Miranda never gets to wear the items though.  She wears the robe the first time Dev returns to her apartment, but he ignores it.  The next time he visits, she wears jeans -- "she kept the lingerie at the back of a drawer, behind her socks and everyday underwear.  The silver cocktail dress hung in her closet, the tag dangling from the seam.  Often, in the morning, the dress would be in a heap on the floor; the chain straps always slipped off the metal hanger" (93).

Analysis:
I find this passage interesting because I think it registers on several different levels for most women.  The line that I bolded -- "to buy herself things she thought a mistress should have" -- particularly resonates with me, specifically Miranda's supposition that this status has a certain clothing code.  In her mind, these clothes mark her as a mistress; they are sexy, superfluous, seductive, and impractical.  Miranda is a mistress whether or not she owns the clothing, but she does not feel like one until she looks for items that she "should" have.  To play this role, Miranda must look the part.

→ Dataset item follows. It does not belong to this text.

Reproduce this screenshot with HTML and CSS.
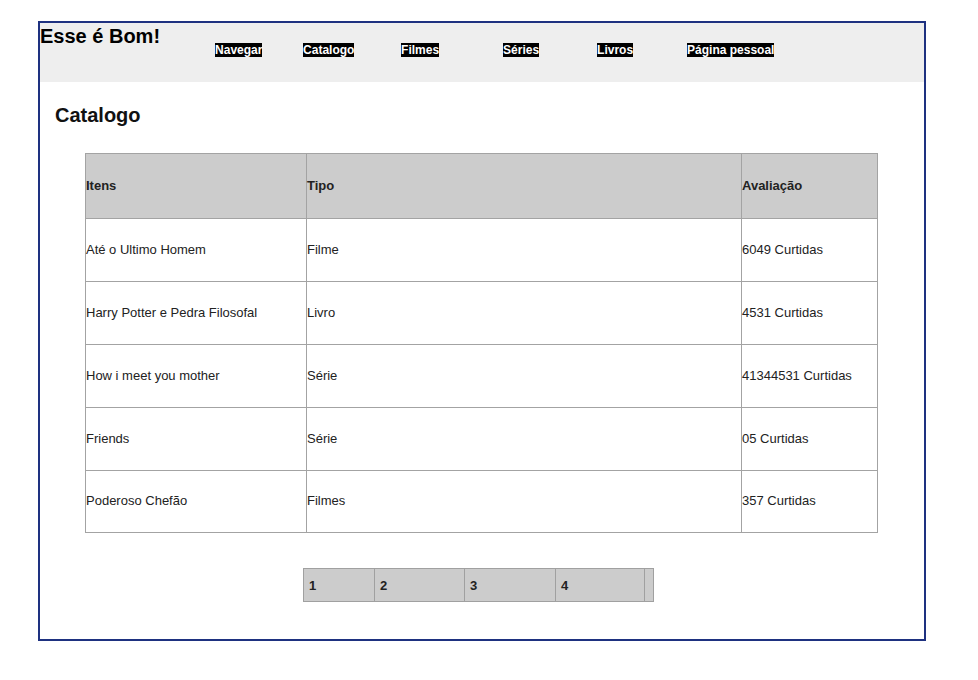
FILE: index.html
```html
<!DOCTYPE html>
<html lang="pt">
<head>
<meta charset="utf-8">
<title>Esse é Bom!</title>
<link rel="stylesheet" href="styles.css">
</head>
<body>
<div class="page">
  <header class="topbar">
    <h1 class="brand">Esse é Bom!</h1>
    <nav class="nav">
      <a class="nav-link" href="#">Navegar</a>
      <a class="nav-link" href="#">Catalogo</a>
      <a class="nav-link" href="#">Filmes</a>
      <a class="nav-link" href="#">Séries</a>
      <a class="nav-link" href="#">Livros</a>
      <a class="nav-link" href="#">Página pessoal</a>
    </nav>
  </header>
  <main class="content">
    <h2 class="title">Catalogo</h2>
    <table class="catalog">
      <colgroup>
        <col class="c-item">
        <col class="c-type">
        <col class="c-rate">
      </colgroup>
      <thead>
        <tr class="head-row"><th>Itens</th><th>Tipo</th><th>Avaliação</th></tr>
      </thead>
      <tbody>
        <tr><td>Até o Ultimo Homem</td><td>Filme</td><td>6049 Curtidas</td></tr>
        <tr><td>Harry Potter e Pedra Filosofal</td><td>Livro</td><td>4531 Curtidas</td></tr>
        <tr><td>How i meet you mother</td><td>Série</td><td>41344531 Curtidas</td></tr>
        <tr><td>Friends</td><td>Série</td><td>05 Curtidas</td></tr>
        <tr><td>Poderoso Chefão</td><td>Filmes</td><td>357 Curtidas</td></tr>
      </tbody>
    </table>
    <table class="pager">
      <tr>
        <td class="p1">1</td>
        <td class="p2">2</td>
        <td class="p3">3</td>
        <td class="p4">4</td>
        <td class="p5"></td>
      </tr>
    </table>
  </main>
</div>
</body>
</html>
```
FILE: styles.css
```css
html, body {
  margin: 0;
  padding: 0;
  background: #fff;
}
body {
  font-family: "Liberation Sans", Arial, sans-serif;
  color: #222;
}
.page {
  margin: 21px 0 0 38px;
  width: 884px;
  border: 2px solid #1e3180;
  padding-bottom: 37px;
}
.topbar {
  display: flex;
  align-items: flex-start;
  height: 59px;
  background: #eeeeee;
}
.brand {
  margin: 2px 0 0 0;
  font-size: 20px;
  line-height: 23px;
  font-weight: bold;
  color: #000;
}
.nav {
  display: grid;
  grid-template-columns: 88px 98px 102px 94px 90px auto;
  margin: 20px 0 0 55px;
  font-size: 12px;
  font-weight: bold;
}
.nav-link {
  justify-self: start;
  background: #000;
  color: #fff;
  text-decoration: none;
}
.content {
  padding: 0;
}
.title {
  margin: 22px 0 0 15px;
  font-size: 20px;
  line-height: 23px;
  font-weight: bold;
  color: #111;
}
.catalog {
  margin: 26px 0 0 45px;
  width: 792px;
  border-collapse: collapse;
  table-layout: fixed;
  font-size: 13px;
}
.c-item { width: 221px; }
.c-type { width: 435px; }
.c-rate { width: 136px; }
.catalog th,
.catalog td {
  border: 1px solid #a3a3a3;
  padding: 0 0 2px 0;
  text-align: left;
  vertical-align: middle;
  height: 60px;
}
.catalog th {
  background: #cccccc;
  font-weight: bold;
  color: #222;
  height: 62px;
}
.catalog tbody tr:last-child td {
  height: 59px;
}
.pager {
  margin: 35px 0 0 263px;
  border-collapse: collapse;
  table-layout: fixed;
  width: 351px;
  background: #cccccc;
  font-size: 13px;
  font-weight: bold;
}
.pager td {
  border: 1px solid #a0a0a0;
  padding: 0 0 0 5px;
  height: 32px;
  vertical-align: middle;
}
.p1 { width: 65px; }
.p2 { width: 84px; }
.p3 { width: 85px; }
.p4 { width: 83px; }
.p5 { padding: 0 !important; }
```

This concept of how clothing marks us translates far beyond this story, and I think it hits on some of the issues that we explore on this blog.  Namely, it addresses the performativity of clothing, how the way we dress sends certain messages and how we manipulate our own images.  The president of a company is still the president whether she wears a sweatsuit or a Chanel suit.  But are we more likely to understand her and contextualize her as such if she wears the latter.  (This concept applies across gender lines: the same holds true for a male company president).  

Prompts:
  • Have you ever bought an item of clothing because you felt you "should" own that type of item?
  • How do you perform different roles with your clothing?  Do you have a different "uniform" for different functions -- teacher and/or professional?  student?  wife/girlfriend?  
  • Do you have a completely unessential but beautiful dress with the tags still on hanging in your closet like Miranda (and me)?

1 comments:

Scholar Style Guide said...

Now I must read this story! I've often considered the tendency to wear different items to enact different roles, but I'm really intrigued by a desire to enact "mistress"-ness. Does buying these clothes somehow help her deal with a sense of guilt she has about sleeping with another woman's husband? I'd never thought of using clothing to summon courage to participate in "deviant" behaviors, but this is an interesting idea. Or maybe she doesn't feel guilty at all, but feels like, since she is in competition with another woman, she has to be particularly "sexy" to be able to command the man's attention away from his wife? I'd have to read the story to know... but I'm definitely intrigued.

This is also timely because, at my conference this weekend, one woman described going to court to get out of a traffic ticket in her "responsible woman outfit" which she said included "a strand of pearls, a frumpy dress, and sensible shoes." She claimed she got out of the ticket while the young women in court wearing t-shirts and jeans did not fare so well. An interesting suggestion, for sure.

To answer your third question, NO! Every time I visit a friend's closet and see clothing with the tags still on it, I want to shake them. I must wear everything almost immediately after I buy it, even if it is grossly inappropriate for the circumstances. But I will admit that, last summer, when I was trying to figure out what to wear to one of the 6 weddings I attended, I found a dress in my closet that I completely forgot I owned. It was a happy discovery and made me rifle through everything else to make sure nothing else was doubled up on a single hanger!